Raising a family is a difficult job at the best of times, but it can be particularly challenging in periods of economic doubt and uncertainty.
There are a number of ways Canadian families can use existing credits, benefits and programs to help them buy their first home, lower the amount of tax they pay each year and put more money in their pockets to help them raise their families.
New in the 2012 tax year was the Family Caregiver Tax Credit, elimination of expense limits that can be claimed by caregivers for caring for infirmed dependant relatives, enhancements to the Registered Disability Savings Plan (RDSP), and greater personal tax exemptions for Canadians and their families travelling to and from the United States and other foreign destinations.

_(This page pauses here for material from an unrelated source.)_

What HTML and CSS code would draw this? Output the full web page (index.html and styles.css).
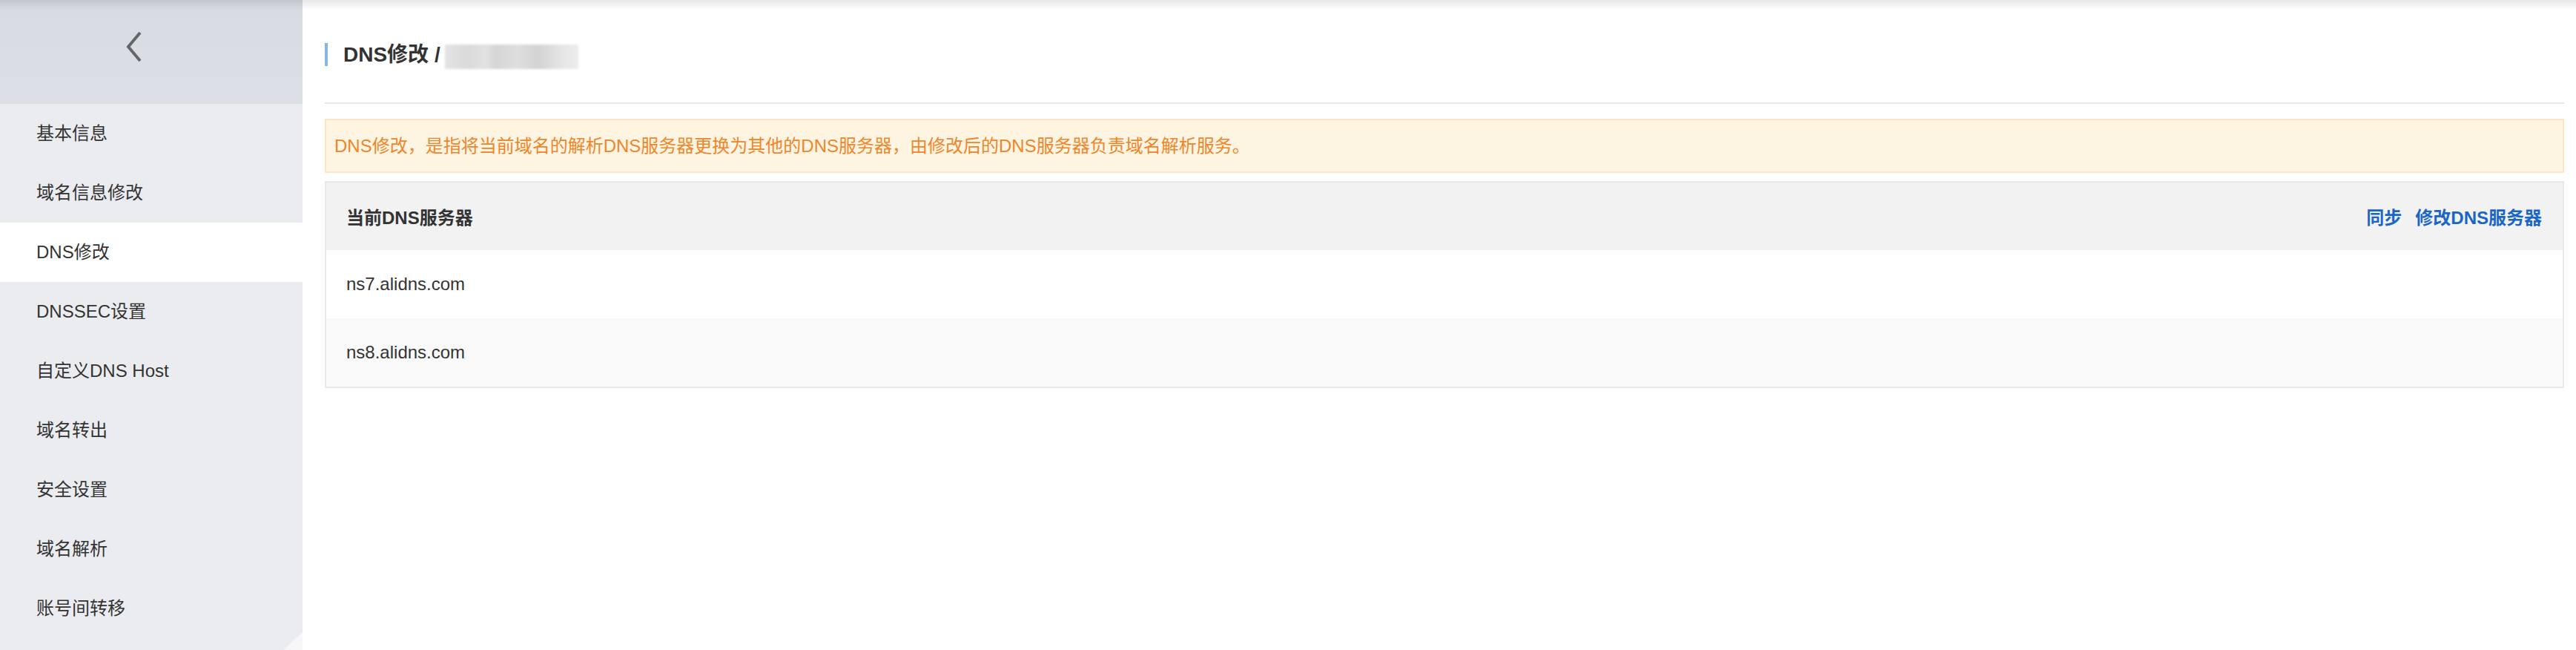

Effective January 1, 2012, the Family Caregiver Tax Credit, a 15-per-cent non-refundable credit on an amount of $2,000, provided tax relief for caregivers of infirm dependent relatives including, for the first time, spouses, common-law partners and minor children.
The government has also removed the $10,000 limit that caregivers can claim for incurring extraordinary medical and disability-related expenses for caring for an aging parent, sibling or other financially-dependent relative.
Canadians spend millions every year on medical expenses like prescription drugs and special medical equipment for their loved ones. These costs can quickly add up for a family caregiver. There currently is no limit on the amount of eligible expenses a taxpayer can claim for himself/herself, a spouse or common-law partner, or a dependent child younger than of 18. However, there was a limit of $10,000 for caregivers, which now has been eliminated.
As well, the 2012 federal budget made some enhancements to the Registered Disability Savings Plan (RDSP) and the personal tax exemption limits for Canadians and their families travelling to the United States and other foreign destinations.
The RDSP, which provides long-term financial security for children with severe disabilities, now includes greater flexibility for withdrawals from the plan and an expanded definition of who may hold an RDSP.
Effective June 1, 2012, the government also raised the value of goods that Canadian travellers can bring into the country tax free to $200 after 24 hours outside the country and $800 after a minimum of 48 hours. In addition, Canadians now can rent a vehicle in the United States and bring it over the border to Canada tax-free if they've been out of the country for more than 48 hours.
The Universal Child Care Benefit (UCCB) provides families with $100 per month ($1,200 a year) for each child younger than six. The UCCB allows parents to choose their preferred care option: spend the money on daycare, stay with a relative, or have a parent stay at home. The decision rests with the parents.
The Children's Fitness Tax Credit allows parents to claim a credit of up to $500 per child under 16 against the fees for sports and programs like ballet, hockey and soccer, while the Children's Art Credit allows parents to claim another $500 per child under 16 for artistic and cultural activities such as art and music lessons.
"These are some of my favourite family-friendly tax credits," said Cleo Hamel, senior tax analyst for H&R Block. "Not only are they straightforward and easy to claim, but they are also great examples of the tax code encouraging kids to be active athletically and artistically."
Buying a home is probably one of the largest investments that most Canadians ever make, and there are credits and plans available to help defray these costs.
The First-Time Home Buyers Tax Credit, for example, allows buyers to save up to $750 on qualifying homes. The credit also is available to existing homeowners who are eligible for the Disability Tax Credit who purchase a more accessible of functional home or for the benefit of a DTC-eligible person who is related to the home purchaser.
Saving for a down payment is often the most challenging aspect of buying a first home. Under the home buyers' plan, the government recently increased to $25,000 the maximum amount that Canadians can withdraw from their Registered Retirement Savings Plans for a down payment on their first home.
"Your home is your most important asset, and all Canadians should take advantage of credits that help put them in a home they will love," Hamel said.
Talbot Boggs is a Toronto-based business communications professional who has worked with national news organizations, magazines and corporations in the finance, retail, manufacturing and other industrial sectors.